Bermuda has a sub-tropical climate, meaning it’s warm year-round. From November to April expect daytime highs in the mid to low 20s, while in July and August expect them to reach 30°C and overnight lows to be in the mid 20s. However, don’t expect perfect weather on Bermuda every day - there'll be some wet days each month, while hurricanes sometimes occur between June and November. If you like it hot then it’s an ideal post-Easter holiday destination, if you prefer it milder then travel closer to New Year.

What are the best months to go to Bermuda?

If you want to swim in the ocean then you should plan your trip in the first few months of the year, as strong currents may mean it’s unsafe to enter the water from late-May onwards. The period from December to May is milder than other months, but the risk of extreme weather is much lower. However, even in winter daytime highs are similar to a typical summer day in Britain. If you want to travel for events and culture then May and June are the best time to visit, with some of the island’s big annual events occurring in these months.

Is Bermuda expensive?

Bermuda holidays can be on the pricier side, but the experience is well worth it. The island offers a range of hotels, from luxury resorts to charming guesthouses, catering to different budgets. Eating out, shopping, and outdoor activities might be more expensive than in some destinations, but the high quality of service and stunning surroundings make it a memorable getaway.

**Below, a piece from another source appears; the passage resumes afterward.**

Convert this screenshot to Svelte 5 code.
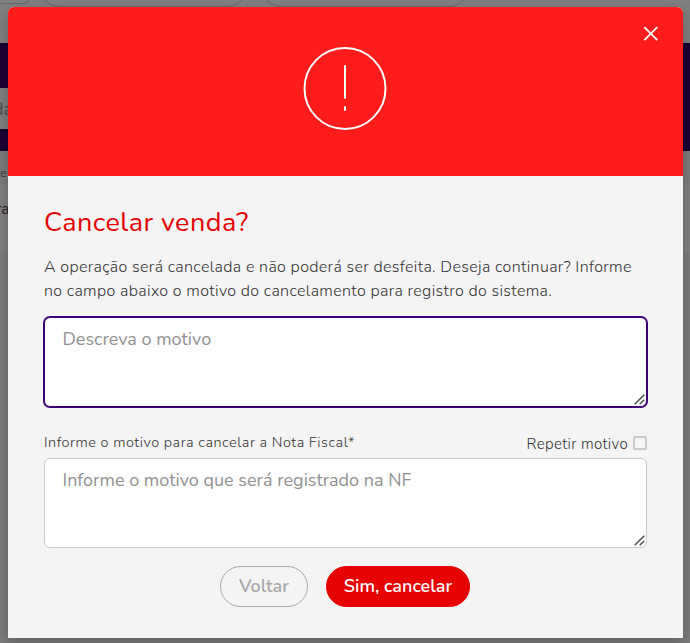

Can you walk around Bermuda?

While the island is too large to walk entirely, many areas are perfect for strolling. Hamilton and St. George's offer pedestrian-friendly streets filled with shops, restaurants and historic sites. For longer distances, convenient buses, ferries and taxis make getting around easy. Outside the towns be aware that roads are often narrow, without separate footpaths. If you're a keen hiker take a look at the Bermuda Railway Trail, offering 20 miles of walking routes of varying difficulty, showing you sides of the island that you’d miss if you stick to travelling on the roads and ferries.